Experimental Uncertainty Analysis of an OWC Wave Energy Converter

This paper presents a practical example of an uncertainty analysis applied to the results of an oscillating water column (OWC) wave energy converter (WEC) model test experiment in regular waves. The 1:20 scale OWC device equipped with a porous mesh power takeoff (PTO) system was integrated into a fully reflective breakwater and installed in the Australian Maritime College Model Test Basin. Using phase-averaging as a data analysis technique, device performance in terms of capture width was determined across the frequency range tested, using probe data of the incident wave elevations, and the resulting wave elevations and pressure inside the OWC chamber. This paper is devoted to evaluating the uncertainty of this data.
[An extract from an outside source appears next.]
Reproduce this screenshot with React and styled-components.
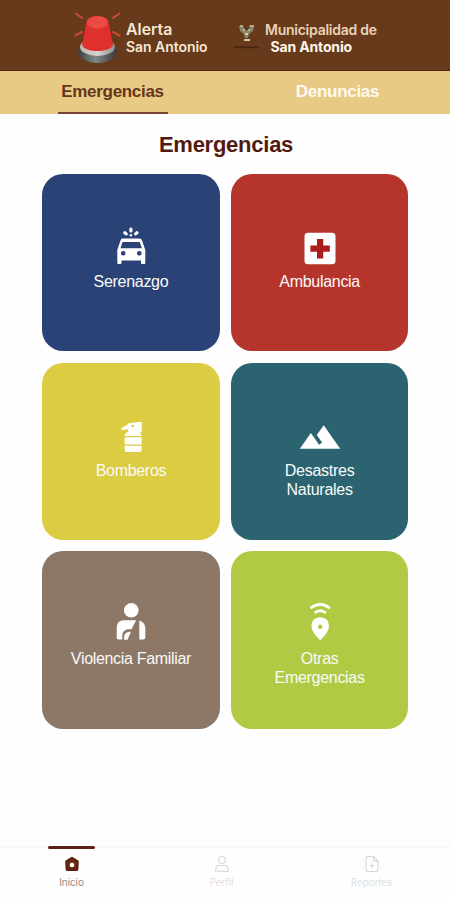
import React from "react";
import styled, { createGlobalStyle } from "styled-components";

const GlobalStyle = createGlobalStyle`
	* {
		box-sizing: border-box;
	}
	body {
		margin: 0;
		background-color: #fefefe;
		font-family: "Liberation Sans", Arial, sans-serif;
	}
	p, h1 {
		margin: 0;
	}
`;
const Screen = styled.div`
	width: 450px;
	height: 900px;
	display: flex;
	flex-direction: column;
	overflow: hidden;
`;
const Header = styled.header`
	height: 71px;
	flex-shrink: 0;
	display: flex;
	align-items: flex-start;
	padding-left: 72px;
	background-color: #673a1c;
	border-bottom: 1px solid #57290f;
`;
const SirenLogo = styled.svg`
	width: 51px;
	height: 56px;
	margin-top: 9px;
`;
const TownLogo = styled.svg`
	width: 30px;
	height: 30px;
	margin: 22px 0 0 25px;
`;
const BrandText = styled.div`
	display: flex;
	flex-direction: column;
	margin: 21px 0 0 ${(props) => props.$gap};
	width: ${(props) => props.$width};
	font-family: Inter, sans-serif;
	color: #f6e9d5;
	white-space: nowrap;
`;
const BrandLine = styled.p`
	font-size: ${(props) => props.$size};
	font-weight: ${(props) => props.$weight || 600};
	letter-spacing: ${(props) => props.$spacing || "0"};
	line-height: 17px;
	padding-left: ${(props) => props.$indent || "0"};
	color: ${(props) => props.$color || "inherit"};
`;
const Tabs = styled.nav`
	height: 43px;
	flex-shrink: 0;
	display: grid;
	grid-template-columns: 1fr 1fr;
	justify-items: center;
	background-color: #e8ca84;
`;
const Tab = styled.button`
	width: 110px;
	padding: 0;
	border: none;
	border-bottom: 2px solid ${(props) => (props.$active ? "#78442f" : "transparent")};
	background: none;
	font-family: inherit;
	font-size: 17px;
	font-weight: bold;
	letter-spacing: -0.3px;
	color: ${(props) => (props.$active ? "#65351b" : "#fffaf0")};
`;
const Title = styled.h1`
	margin: 18px 0 17px 2px;
	text-align: center;
	font-size: 22px;
	line-height: 25px;
	letter-spacing: -0.25px;
	color: #52190f;
`;
const CardGrid = styled.main`
	display: grid;
	grid-template-columns: repeat(2, 177.3px);
	grid-auto-rows: 177.3px;
	gap: 11.4px;
	padding-left: 42.3px;
	flex: 1;
`;
const Card = styled.button`
	display: flex;
	flex-direction: column;
	align-items: center;
	padding: 53px 20px 0;
	border: none;
	border-radius: 21px;
	background-color: ${(props) => props.$color};
	color: #fafafa;
`;
const CardIcon = styled.svg`
	width: 44px;
	height: 40px;
	flex-shrink: 0;
	overflow: visible;
	fill: #fff;
`;
const CardLabel = styled.span`
	margin-top: 5px;
	font-family: "Liberation Sans", Arial, sans-serif;
	font-size: 16px;
	line-height: 19px;
	letter-spacing: ${(props) => props.$spacing};
	white-space: pre-line;
`;
const BottomNav = styled.nav`
	height: 54px;
	flex-shrink: 0;
	display: grid;
	grid-template-columns: 143px 157px 143px;
	border-top: 2px solid #f8f8f8;
`;
const NavItem = styled.div`
	display: flex;
	flex-direction: column;
	align-items: center;
	color: ${(props) => (props.$active ? "#6d6462" : "#d6d6d6")};
`;
const NavMark = styled.div`
	width: 47px;
	height: 3px;
	margin-top: -2px;
	border-radius: 2px;
	background-color: ${(props) => (props.$active ? "#5b2017" : "transparent")};
`;
const NavIcon = styled.svg`
	width: 18px;
	height: 18px;
	margin-top: 6px;
	fill: none;
	stroke: currentColor;
	stroke-width: 1.1;
`;
const NavLabel = styled.span`
	margin-top: 2px;
	font-family: Inter, sans-serif;
	font-weight: 300;
	font-size: 10px;
	line-height: 14px;
`;

function Siren() {
	return (
		<SirenLogo viewBox="0 0 51 56">
			<defs>
				<linearGradient id="base" x1="0" x2="1">
					<stop offset="0" stopColor="#3c403d" />
					<stop offset="0.45" stopColor="#7f8788" />
					<stop offset="1" stopColor="#3b3833" />
				</linearGradient>
				<linearGradient id="rim" x1="0" x2="1">
					<stop offset="0" stopColor="#b9b8b0" />
					<stop offset="0.5" stopColor="#d9d2ce" />
					<stop offset="1" stopColor="#8e8f8c" />
				</linearGradient>
			</defs>
			<ellipse cx="25.500" cy="42" rx="19.500" ry="12" fill="url(#base)" />
			<ellipse cx="25.500" cy="38" rx="17.500" ry="9" fill="url(#rim)" />
			<path d="M14.500 13C15 5 36 5 36.500 13L41 36C38 44 13 44 10 36Z" fill="#df302d" />
			<ellipse cx="25.500" cy="13.500" rx="10.500" ry="6.200" fill="#e94a42" />
			<g stroke="#cf4837" strokeWidth="2" strokeLinecap="round">
				<path d="M3.500 4.500l6.500 4.300M47.500 4.500l-6.500 4.300M3.500 26.500l6.500-3.500M47.500 26.500l-6.500-3.500" />
			</g>
		</SirenLogo>
	);
}

function Town() {
	return (
		<TownLogo viewBox="0 0 30 30">
			<path d="M6 4q3-2 5 1l2 4 2-4q2-3 6-1l-1 5-4 3-1 4h-3l-1-4-4-3z" fill="#8b8468" />
			<path d="M7 4h3M17 4h4M10 8h7" stroke="#c9bf9c" strokeWidth="1.500" />
			<path d="M11.500 5l2 3 3-3" fill="none" stroke="#40372b" strokeWidth="1.500" />
			<path d="M12 12h3M11 18h6" stroke="#d6c8a6" strokeWidth="2" />
			<path d="M1 25.300h25" stroke="#4a2611" strokeWidth="1.800" />
		</TownLogo>
	);
}

const patrolIcon = (
	<>
		<g stroke="#fff" strokeWidth="3.200" strokeLinecap="round">
			<path d="M21.900 2.200v1.800M15.800 5.700l1.400 1.200M28 5.700l-1.400 1.200" />
		</g>
		<circle cx="21.900" cy="8.300" r="1.300" />
		<path
			fillRule="evenodd"
			d="M13.500 11.500h17q2 0 2.500 2l3.300 9.500v13q0 1-1 1h-2.300q-1 0-1-1v-2.500H12.500V36q0 1-1 1H9.300q-1 0-1-1V23l3.200-9.500q.5-2 2-2zM13.500 15l-2 6.200h21.300l-2-6.200zM14.200 24a2.300 2.300 0 100 4.600 2.300 2.300 0 000-4.600zM30.300 24a2.300 2.300 0 100 4.600 2.300 2.300 0 000-4.600z"
		/>
	</>
);
const ambulanceIcon = (
	<>
		<rect x="6.500" y="5.700" width="31" height="31.500" rx="3.500" />
		<path d="M19 12h6.200v6.600h6.600v6.200h-6.600v6.600H19v-6.600h-6.600v-6.200H19z" fill="#a91e1b" />
	</>
);
const extinguisherIcon = (
	<path
		fillRule="evenodd"
		d="M20 7.300l9-1.300h3.700v10.500H30q2.700 1.200 2.700 3.500H15.700q0-3 3.700-4.200l-.5-2.500-6.600 1v-2.300l5.200-2.500zM23.700 8.700a1.300 1.300 0 100 2.600 1.300 1.300 0 000-2.600zM15.700 21.200h17v7.400h-17zM15.700 29.800h17v4.200q0 2-2 2h-13q-2 0-2-2z"
	/>
);
const mountainIcon = (
	<path
		transform="translate(0 -2.400) scale(1.836 1.950)"
		d="M14 6l-3.750 5 2.850 3.800-1.600 1.200C9.810 13.750 7 10 7 10l-6 8h22z"
	/>
);
const injuredIcon = (
	<>
		<circle cx="22.300" cy="6.300" r="7.300" />
		<path d="M14 16.300h13.200l-4.700 8.900h-4q-4.700 1-5.200 5.500v4.800H9.500q-1.800 0-1.800-2V23q.3-6 6.300-6.700z" />
		<path d="M20.500 27.800h1.500L18.500 35.700h-3.400v-3.300q.5-4 5.400-4.600z" />
		<path d="M30.300 16.600q5.800 2 6 7.400v9.500q0 2-2 2h-4z" />
	</>
);
const pinIcon = (
	<>
		<g fill="none" stroke="#fff" strokeWidth="2.500">
			<path d="M12.500 4.200q9.700-7.600 19.400 0M16.600 9q5.600-4.700 11.200 0" />
		</g>
		<path
			fillRule="evenodd"
			d="M22.200 13.200q8.600.3 8.800 8.800 0 6.200-8.800 14.200-8.800-8-8.800-14.200.2-8.500 8.800-8.800zM22.200 20.500a2.200 2.200 0 100 4.400 2.200 2.200 0 000-4.400z"
		/>
	</>
);

const emergencies = [
	{ label: "Serenazgo", color: "#2a4276", spacing: "-0.3px", icon: patrolIcon },
	{ label: "Ambulancia", color: "#b5342c", spacing: "-0.3px", icon: ambulanceIcon },
	{ label: "Bomberos", color: "#dbcc41", spacing: "-0.3px", icon: extinguisherIcon },
	{ label: "Desastres\nNaturales", color: "#2b6470", spacing: "-0.25px", icon: mountainIcon },
	{ label: "Violencia Familiar", color: "#8d7766", spacing: "-0.32px", icon: injuredIcon },
	{ label: "Otras\nEmergencias", color: "#b0cb43", spacing: "-0.3px", icon: pinIcon },
];

export default function App() {
	return (
		<>
			<GlobalStyle />
			<Screen>
				<Header>
					<Siren />
					<BrandText $gap="3px" $width="82px">
						<BrandLine $size="15.8px">Alerta</BrandLine>
						<BrandLine $size="14px" $spacing="-0.05px">
							San Antonio
						</BrandLine>
					</BrandText>
					<Town />
					<BrandText $gap="2px" $width="114px">
						<BrandLine $size="14px" $spacing="-0.25px" $color="#e9d2b6">
							Municipalidad de
						</BrandLine>
						<BrandLine
							$size="14px"
							$weight={700}
							$spacing="-0.15px"
							$indent="5.500px"
							$color="#fff7ea"
						>
							San Antonio
						</BrandLine>
					</BrandText>
				</Header>
				<Tabs>
					<Tab $active>Emergencias</Tab>
					<Tab>Denuncias</Tab>
				</Tabs>
				<Title>Emergencias</Title>
				<CardGrid>
					{emergencies.map((item) => (
						<Card key={item.label} $color={item.color}>
							<CardIcon viewBox="0 0 44 40">{item.icon}</CardIcon>
							<CardLabel $spacing={item.spacing}>{item.label}</CardLabel>
						</Card>
					))}
				</CardGrid>
				<BottomNav>
					<NavItem $active>
						<NavMark $active />
						<NavIcon viewBox="0 0 18 18">
							<path
								d="M9 2.900l5.600 3.700-.5 8.100H3.900L3.400 6.600z"
								fill="#6b2c10"
								stroke="#5b2412"
								strokeWidth="2.400"
								strokeLinejoin="round"
							/>
							<circle cx="9" cy="10" r="2.300" fill="#fff" stroke="none" />
						</NavIcon>
						<NavLabel>Inicio</NavLabel>
					</NavItem>
					<NavItem>
						<NavMark />
						<NavIcon viewBox="0 0 18 18">
							<circle cx="9" cy="5" r="3.500" />
							<path d="M5.300 10.500h7.400q2.500.7 2.700 5.700H2.600q.2-5 2.700-5.700z" />
						</NavIcon>
						<NavLabel>Perfil</NavLabel>
					</NavItem>
					<NavItem>
						<NavMark />
						<NavIcon viewBox="0 0 18 18">
							<path d="M4.500 1.500h6L15 6v9q0 1.500-1.500 1.500h-9Q3 16.500 3 15V3q0-1.500 1.500-1.500zM10.500 1.500V6H15M6.800 10.800h4.400M9 8.600V13" />
						</NavIcon>
						<NavLabel>Reportes</NavLabel>
					</NavItem>
				</BottomNav>
			</Screen>
		</>
	);
}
Type A uncertainty (statistical means via repeat observations) was determined through a series of repeat observations, whereas Type B uncertainty (non-statistical means) was determined using sensor calibration data and through regression analysis. Total uncertainty results include < ± 2% for all wave probe data, < ± 11 % for pressure, ± 22% for damping, producing a total uncertainty of ± 30% for the mean power of the device. This large uncertainty in power is because the calculation is a function of damping and pressure that both eventuated to relatively large uncertainty. This study highlights the importance of presenting experimental results with a description of the uncertainties involved.